Но уж сегодня Сена не была послушной, она превратилась в грязное прожорливое чудовище, которое с жадностью поглощало берега и опоры мостов. Пластиковые стулья, мусорные контейнеры, стволы деревьев неслись по волнам, наталкиваясь на опоры мостов с глухим раскатистым шумом. Пропорции моста Руаяль изменились: он слишком низко нависал над ревущими волнами, арки были полностью затоплены и лишь верхушки треугольных пирамидок между пролетами моста торчали из бурлящей воды. Это невиданное прежде зрелище и ужасало Линдена, и завораживало. Бурлящая река змеилась, словно злобная рептилия под свинцовыми небесами, которые сами изливали нескончаемые потоки воды. Вокруг копошилась толпа, издавая бурные возгласы всякий раз, когда об опору моста ударялся очередной стул или ствол дерева. Линден делал снимок за снимком, уверенно держась на ногах, несмотря на толкотню и давку. Люди то взрывались смехом, то громко кричали, высоко подняв над головой свои телефоны. Никто не выказывал страха, им это казалось просто развлечением, шуткой. Но ничего смешного не было ни в этом грязном, бешено ревущем внизу потоке, ни в зловещем клокотании остервенелых волн, неудержимо несущихся на запад и к Ла-Маншу.
Кое-как выбравшись на тротуар, Мистраль и Линден пошли к площади Согласия и мосту Альма. На мостовой было полно съемочных групп, приехавших снимать Сену: пикапы с торчащими на крыше спутниковыми антеннами выстроились один за другим. Орды фотографов наставили свои камеры на реку. Линдену пришлось поработать локтями, чтобы найти место, где он мог бы поснимать.

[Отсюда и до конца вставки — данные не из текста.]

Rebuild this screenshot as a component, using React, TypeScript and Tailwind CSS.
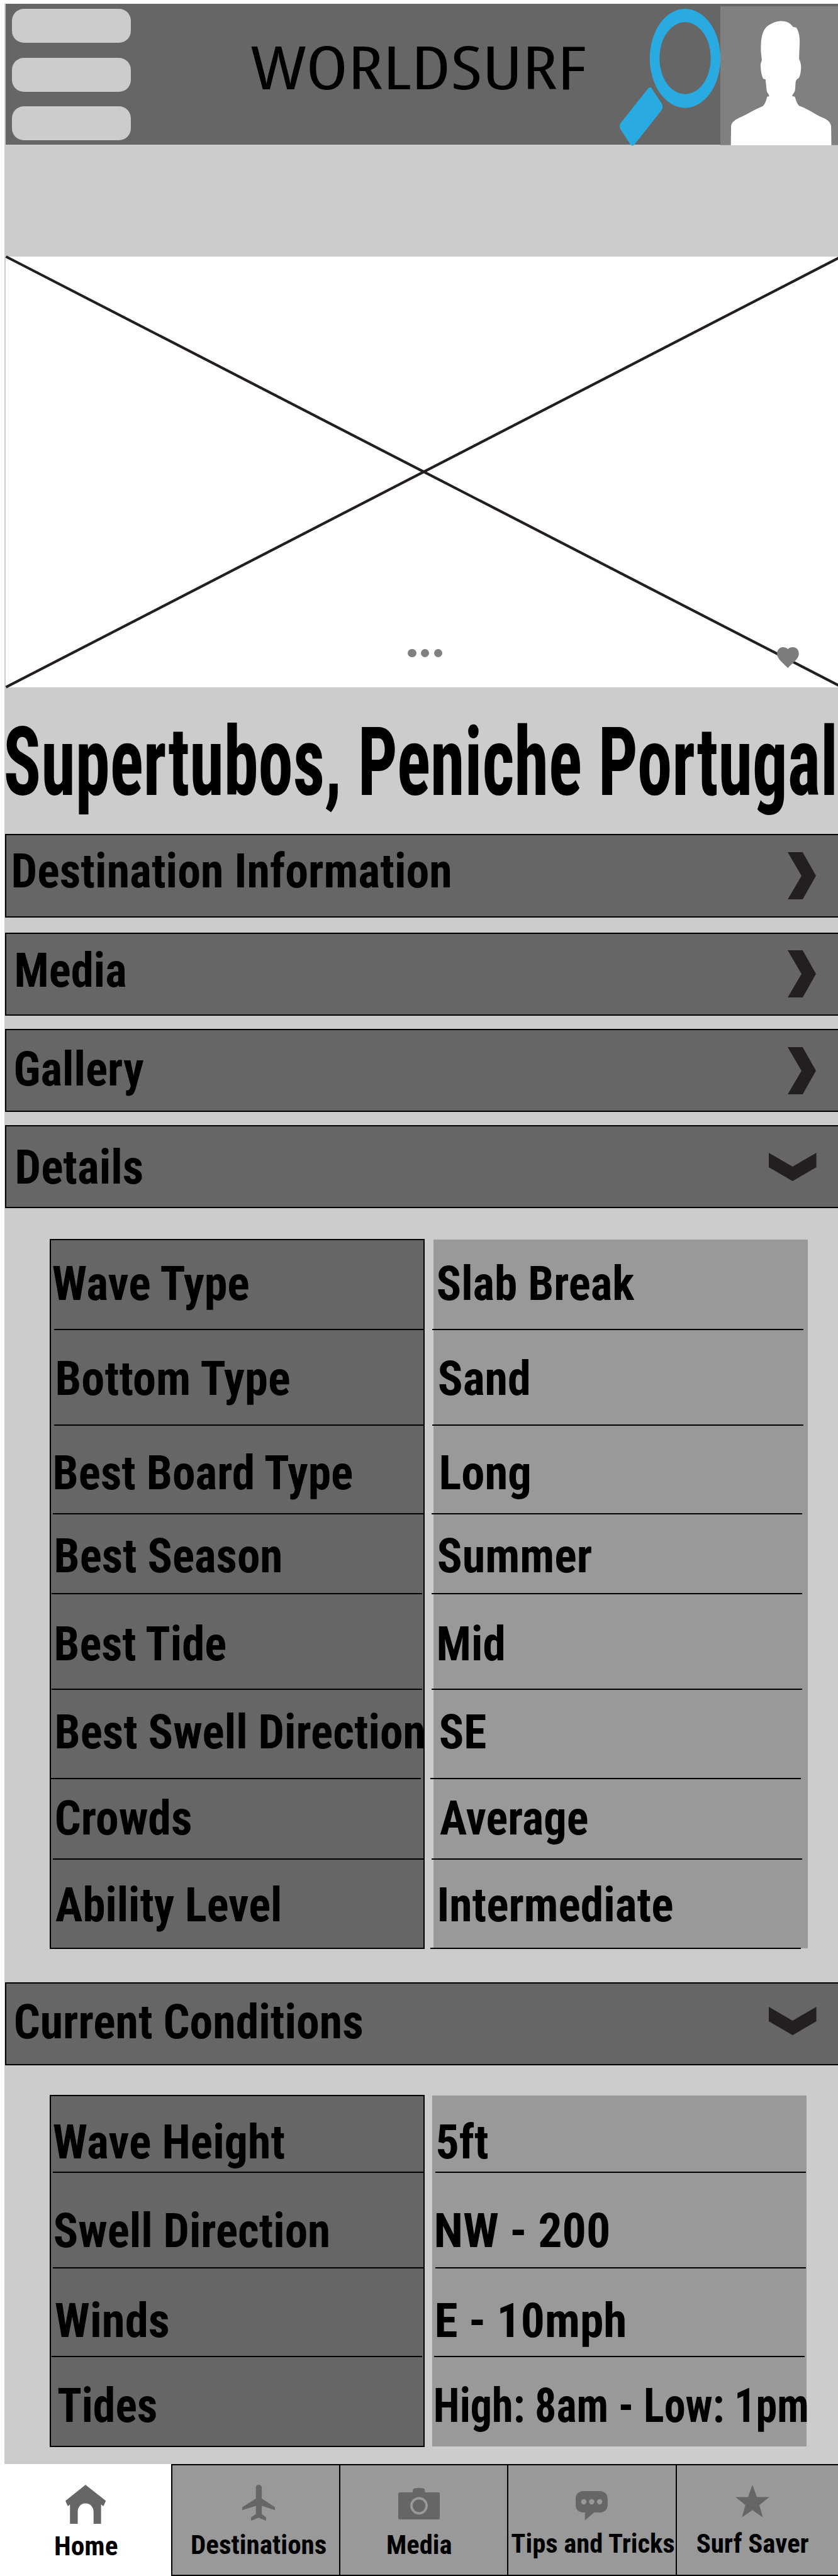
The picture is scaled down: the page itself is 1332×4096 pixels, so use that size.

Им понадобилось довольно много времени, чтобы добраться наконец до моста Альма и его знаменитого Зуава, безучастно взирающего на творившуюся вокруг вакханалию. Каждому хотелось получить на память снимок Зуава, погруженного в воду по пояс. Полицейские тщетно пытались уговорить зевак отойти подальше, толпа была слишком плотной. Парижане смешались с туристами, все смеялись, переговаривались жестами, кричали, любуясь этим и впрямь незаурядным зрелищем. Линден заметил какого-то старика в шляпе, он стоял, прислонившись к дереву, курил трубку и со слезами на глазах молча смотрел на происходящее. Линден попросил разрешения его сфотографировать, и тот согласился. Этот старик, спокойно наблюдающий за бесновавшейся толпой, казался здесь каким-то неуместным, будто персонаж из другой пьесы.
«Не понимаю, чему они так радуются, – проворчал он. – Вечером, когда Сена захлестнет их кровати, им будет не до смеха». Линден спросил его, неужели он верит, что так оно и будет. Старик расхохотался: конечно верит! Сена поднимется выше, чем в 1910 году. Париж превратится в гигантскую клоаку. Мистраль слушала внимательно и серьезно. И что им тогда делать? – спросила она. Уезжать? Старик снова рассмеялся, зубов у него не было, но улыбка казалась приятной. Конечно уезжать! Чего они ждут? Уезжать немедленно. Вернуться туда, откуда приехали. И как можно быстрее, пока не наступил конец света. Линден осторожно потянул Мистраль за рукав, и они пробормотали «до свидания». Какое-то время Мистраль молчала. Потом, когда они поравнялись с Эколь Милитер, спросила дядю: этот старик, он что, сумасшедший или говорит правду? Линдену не хотелось ее пугать, но в конце концов племянница уже большая. Она видела новости по телевизору? Значит, и так все понимает. Но сейчас для них главное – это Поль, все остальное потом. Мистраль согласилась. Она внезапно показалась такой юной и очень бледной под своим капюшоном.
По дороге в гостиницу Линден зашел на почту, чтобы отправить своему агенту в Нью-Йорк несколько кассет отснятой пленки. Совсем как в старые времена. И тут же набрал ей сообщение, что лучше сделать не мог, ведь с ним не было цифровой аппаратуры. Не особо вникая в суть дела, служащая в окошке, которой он передал пакет, выразила надежду, что бандероль дойдет по назначению вовремя, но почтовые службы уже столкнулись с проблемами из-за наводнения. Чуть дальше в киоске Линден купил сегодняшние газеты: на первых страницах всех изданий тот же Зуав в водовороте грязной воды. Дойдя до гостиницы, он посмотрел в телефоне #
Когда он постучал в дверь номера Лоран, его встревожило выражение лица Тильи. Выйдя из спальни, она закрыла за собой дверь.
– Приходил врач, – прошептала она. – Держу пари, ни за что не догадаешься: у мамы пневмония.
– Пневмония? – переспросила Мистраль. – Такое бывает только в романах Диккенса.